Begin

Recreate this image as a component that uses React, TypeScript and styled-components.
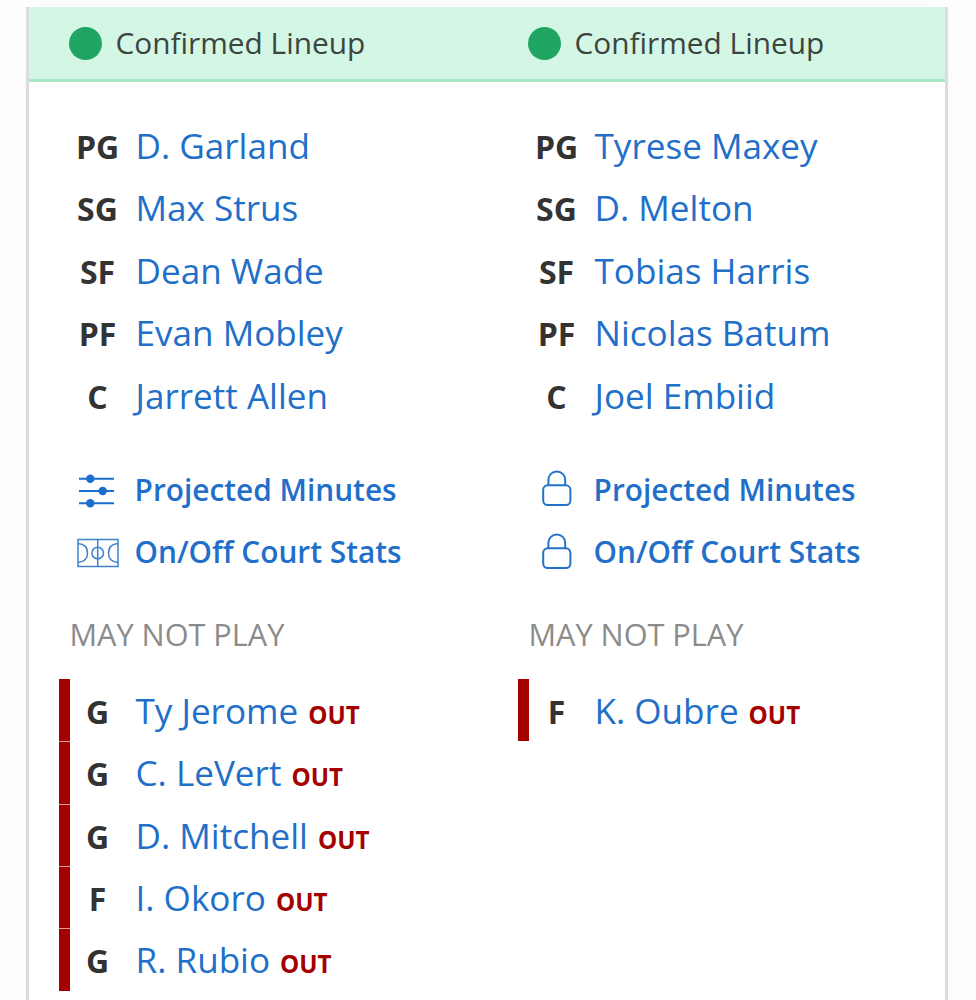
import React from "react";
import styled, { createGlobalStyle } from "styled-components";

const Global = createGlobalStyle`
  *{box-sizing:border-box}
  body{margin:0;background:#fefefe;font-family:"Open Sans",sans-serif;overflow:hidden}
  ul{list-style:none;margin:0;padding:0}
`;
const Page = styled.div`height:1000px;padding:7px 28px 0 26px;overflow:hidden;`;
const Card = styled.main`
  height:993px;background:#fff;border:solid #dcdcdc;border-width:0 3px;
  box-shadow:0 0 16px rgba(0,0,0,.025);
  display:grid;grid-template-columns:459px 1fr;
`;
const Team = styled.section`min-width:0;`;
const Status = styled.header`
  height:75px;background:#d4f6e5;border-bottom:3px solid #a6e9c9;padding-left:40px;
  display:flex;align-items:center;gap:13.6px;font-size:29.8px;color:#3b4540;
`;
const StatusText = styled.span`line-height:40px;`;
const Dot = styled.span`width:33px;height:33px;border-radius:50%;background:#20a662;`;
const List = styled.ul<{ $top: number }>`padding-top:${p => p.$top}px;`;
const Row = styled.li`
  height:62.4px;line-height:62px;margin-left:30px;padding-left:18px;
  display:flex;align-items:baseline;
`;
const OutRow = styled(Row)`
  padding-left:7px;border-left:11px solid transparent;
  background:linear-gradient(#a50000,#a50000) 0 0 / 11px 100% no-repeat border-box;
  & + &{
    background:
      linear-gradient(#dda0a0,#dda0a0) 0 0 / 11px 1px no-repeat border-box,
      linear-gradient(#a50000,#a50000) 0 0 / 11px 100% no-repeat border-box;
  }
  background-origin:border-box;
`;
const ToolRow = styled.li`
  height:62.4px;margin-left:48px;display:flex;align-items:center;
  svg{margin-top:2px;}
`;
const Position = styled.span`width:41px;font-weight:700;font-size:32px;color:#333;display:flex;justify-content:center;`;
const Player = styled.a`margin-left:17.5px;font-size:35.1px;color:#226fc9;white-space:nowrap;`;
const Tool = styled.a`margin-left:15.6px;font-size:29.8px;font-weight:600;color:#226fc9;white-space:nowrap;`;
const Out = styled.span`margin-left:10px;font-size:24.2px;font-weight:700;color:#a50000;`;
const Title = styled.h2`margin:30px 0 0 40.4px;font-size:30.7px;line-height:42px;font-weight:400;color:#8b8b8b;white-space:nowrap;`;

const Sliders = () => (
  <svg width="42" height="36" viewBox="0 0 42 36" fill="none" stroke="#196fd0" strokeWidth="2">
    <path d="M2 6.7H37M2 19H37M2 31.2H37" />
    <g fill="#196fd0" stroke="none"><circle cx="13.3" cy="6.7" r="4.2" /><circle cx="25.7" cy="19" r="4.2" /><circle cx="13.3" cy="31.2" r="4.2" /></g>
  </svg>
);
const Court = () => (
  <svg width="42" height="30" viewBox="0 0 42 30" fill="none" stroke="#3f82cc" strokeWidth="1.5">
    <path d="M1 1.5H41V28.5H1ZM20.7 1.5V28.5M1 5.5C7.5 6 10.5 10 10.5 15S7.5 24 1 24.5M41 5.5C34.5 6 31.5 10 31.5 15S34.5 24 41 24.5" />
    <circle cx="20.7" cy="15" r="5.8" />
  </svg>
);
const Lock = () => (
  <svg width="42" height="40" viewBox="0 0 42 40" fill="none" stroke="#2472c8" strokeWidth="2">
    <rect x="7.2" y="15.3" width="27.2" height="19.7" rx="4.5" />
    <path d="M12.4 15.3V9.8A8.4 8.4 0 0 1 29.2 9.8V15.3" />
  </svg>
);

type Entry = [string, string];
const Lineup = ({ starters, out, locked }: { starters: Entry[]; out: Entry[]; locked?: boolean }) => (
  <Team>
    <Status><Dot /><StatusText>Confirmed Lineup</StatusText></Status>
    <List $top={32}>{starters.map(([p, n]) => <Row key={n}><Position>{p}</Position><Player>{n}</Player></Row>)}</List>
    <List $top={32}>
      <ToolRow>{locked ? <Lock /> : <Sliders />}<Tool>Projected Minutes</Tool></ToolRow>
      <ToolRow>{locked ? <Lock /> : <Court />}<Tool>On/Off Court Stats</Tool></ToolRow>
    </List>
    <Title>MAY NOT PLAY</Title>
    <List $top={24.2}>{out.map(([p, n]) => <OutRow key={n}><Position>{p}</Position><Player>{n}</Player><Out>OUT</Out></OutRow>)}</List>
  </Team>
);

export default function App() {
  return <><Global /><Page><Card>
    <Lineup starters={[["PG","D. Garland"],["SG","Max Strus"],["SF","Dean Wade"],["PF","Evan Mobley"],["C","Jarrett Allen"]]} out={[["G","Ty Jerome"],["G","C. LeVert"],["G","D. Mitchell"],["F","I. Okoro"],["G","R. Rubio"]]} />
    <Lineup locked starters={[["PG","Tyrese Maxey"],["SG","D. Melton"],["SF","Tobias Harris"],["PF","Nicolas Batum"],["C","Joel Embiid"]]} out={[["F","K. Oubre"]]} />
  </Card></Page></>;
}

End

Written exercise
Without the pictures, retype the whole of the material above exactly.

Correct response
Recreate this image as a component that uses React, TypeScript and styled-components.
import React from "react";
import styled, { createGlobalStyle } from "styled-components";

const Global = createGlobalStyle`
  *{box-sizing:border-box}
  body{margin:0;background:#fefefe;font-family:"Open Sans",sans-serif;overflow:hidden}
  ul{list-style:none;margin:0;padding:0}
`;
const Page = styled.div`height:1000px;padding:7px 28px 0 26px;overflow:hidden;`;
const Card = styled.main`
  height:993px;background:#fff;border:solid #dcdcdc;border-width:0 3px;
  box-shadow:0 0 16px rgba(0,0,0,.025);
  display:grid;grid-template-columns:459px 1fr;
`;
const Team = styled.section`min-width:0;`;
const Status = styled.header`
  height:75px;background:#d4f6e5;border-bottom:3px solid #a6e9c9;padding-left:40px;
  display:flex;align-items:center;gap:13.6px;font-size:29.8px;color:#3b4540;
`;
const StatusText = styled.span`line-height:40px;`;
const Dot = styled.span`width:33px;height:33px;border-radius:50%;background:#20a662;`;
const List = styled.ul<{ $top: number }>`padding-top:${p => p.$top}px;`;
const Row = styled.li`
  height:62.4px;line-height:62px;margin-left:30px;padding-left:18px;
  display:flex;align-items:baseline;
`;
const OutRow = styled(Row)`
  padding-left:7px;border-left:11px solid transparent;
  background:linear-gradient(#a50000,#a50000) 0 0 / 11px 100% no-repeat border-box;
  & + &{
    background:
      linear-gradient(#dda0a0,#dda0a0) 0 0 / 11px 1px no-repeat border-box,
      linear-gradient(#a50000,#a50000) 0 0 / 11px 100% no-repeat border-box;
  }
  background-origin:border-box;
`;
const ToolRow = styled.li`
  height:62.4px;margin-left:48px;display:flex;align-items:center;
  svg{margin-top:2px;}
`;
const Position = styled.span`width:41px;font-weight:700;font-size:32px;color:#333;display:flex;justify-content:center;`;
const Player = styled.a`margin-left:17.5px;font-size:35.1px;color:#226fc9;white-space:nowrap;`;
const Tool = styled.a`margin-left:15.6px;font-size:29.8px;font-weight:600;color:#226fc9;white-space:nowrap;`;
const Out = styled.span`margin-left:10px;font-size:24.2px;font-weight:700;color:#a50000;`;
const Title = styled.h2`margin:30px 0 0 40.4px;font-size:30.7px;line-height:42px;font-weight:400;color:#8b8b8b;white-space:nowrap;`;

const Sliders = () => (
  <svg width="42" height="36" viewBox="0 0 42 36" fill="none" stroke="#196fd0" strokeWidth="2">
    <path d="M2 6.7H37M2 19H37M2 31.2H37" />
    <g fill="#196fd0" stroke="none"><circle cx="13.3" cy="6.7" r="4.2" /><circle cx="25.7" cy="19" r="4.2" /><circle cx="13.3" cy="31.2" r="4.2" /></g>
  </svg>
);
const Court = () => (
  <svg width="42" height="30" viewBox="0 0 42 30" fill="none" stroke="#3f82cc" strokeWidth="1.5">
    <path d="M1 1.5H41V28.5H1ZM20.7 1.5V28.5M1 5.5C7.5 6 10.5 10 10.5 15S7.5 24 1 24.5M41 5.5C34.5 6 31.5 10 31.5 15S34.5 24 41 24.5" />
    <circle cx="20.7" cy="15" r="5.8" />
  </svg>
);
const Lock = () => (
  <svg width="42" height="40" viewBox="0 0 42 40" fill="none" stroke="#2472c8" strokeWidth="2">
    <rect x="7.2" y="15.3" width="27.2" height="19.7" rx="4.5" />
    <path d="M12.4 15.3V9.8A8.4 8.4 0 0 1 29.2 9.8V15.3" />
  </svg>
);

type Entry = [string, string];
const Lineup = ({ starters, out, locked }: { starters: Entry[]; out: Entry[]; locked?: boolean }) => (
  <Team>
    <Status><Dot /><StatusText>Confirmed Lineup</StatusText></Status>
    <List $top={32}>{starters.map(([p, n]) => <Row key={n}><Position>{p}</Position><Player>{n}</Player></Row>)}</List>
    <List $top={32}>
      <ToolRow>{locked ? <Lock /> : <Sliders />}<Tool>Projected Minutes</Tool></ToolRow>
      <ToolRow>{locked ? <Lock /> : <Court />}<Tool>On/Off Court Stats</Tool></ToolRow>
    </List>
    <Title>MAY NOT PLAY</Title>
    <List $top={24.2}>{out.map(([p, n]) => <OutRow key={n}><Position>{p}</Position><Player>{n}</Player><Out>OUT</Out></OutRow>)}</List>
  </Team>
);

export default function App() {
  return <><Global /><Page><Card>
    <Lineup starters={[["PG","D. Garland"],["SG","Max Strus"],["SF","Dean Wade"],["PF","Evan Mobley"],["C","Jarrett Allen"]]} out={[["G","Ty Jerome"],["G","C. LeVert"],["G","D. Mitchell"],["F","I. Okoro"],["G","R. Rubio"]]} />
    <Lineup locked starters={[["PG","Tyrese Maxey"],["SG","D. Melton"],["SF","Tobias Harris"],["PF","Nicolas Batum"],["C","Joel Embiid"]]} out={[["F","K. Oubre"]]} />
  </Card></Page></>;
}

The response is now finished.